Notwithstanding the foregoing, if, at any time prior to the time that Juniper Stockholders approve the adoption of the Merger Agreement, Juniper or any of its representatives receives an unsolicited Acquisition Proposal that the Board of Directors concludes in good faith (after consultation with its financial advisor and outside legal counsel) constitutes a Superior Proposal (as defined in the accompanying proxy statement captioned “Proposal 1: Adoption of the Merger Agreement-No solicitation of Other Offers”) and the Board of Directors determines in good faith (after consultation with its financial advisor and outside legal counsel) that the failure to take such action would reasonably be expected to be inconsistent with its fiduciary duties under applicable laws, and the Board of Directors has renegotiated the Merger Agreement with Parent in good faith pursuant to the terms of the Merger Agreement, (i) the Board of Directors may make an Adverse Recommendation Change or (ii) Juniper may terminate the Merger Agreement to enter into a definitive agreement with respect to such Superior Proposal. For more information, please see the section of the accompanying proxy statement captioned “Proposal 1: Adoption of the Merger Agreement-No Solicitation of Other Offers.”

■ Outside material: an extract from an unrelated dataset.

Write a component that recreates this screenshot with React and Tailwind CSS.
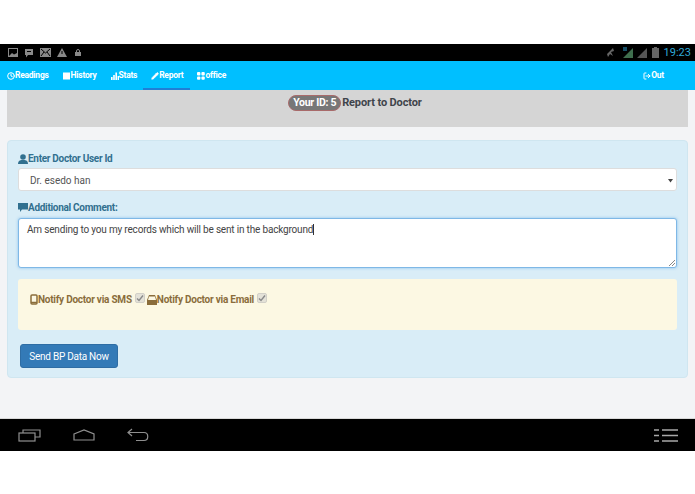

Juniper is entitled to terminate the Merger Agreement for the purpose of entering into an agreement in respect of a Superior Proposal and the Board of Directors may make an Adverse Recommendation Change in respect of a Superior Proposal only if Juniper and the Board of Directors complies with certain procedures in the Merger Agreement, including, but not limited to, negotiating with Parent in good faith over a four-(4)-business-day period in an effort to amend the terms and conditions of the Merger Agreement, so that such Superior Proposal no longer constitutes a “Superior Proposal” relative to the transactions contemplated by the Merger Agreement, as amended pursuant to such negotiations and at the conclusion of such negotiation period, the Board of Directors determines in good faith that the Superior Proposal remains a Superior Proposal and failure to make the Adverse Recommendation Change or terminate the Merger Agreement to enter into a definitive agreement with respect to the Superior Proposal would reasonably be expected to be inconsistent with its fiduciary duties under applicable law.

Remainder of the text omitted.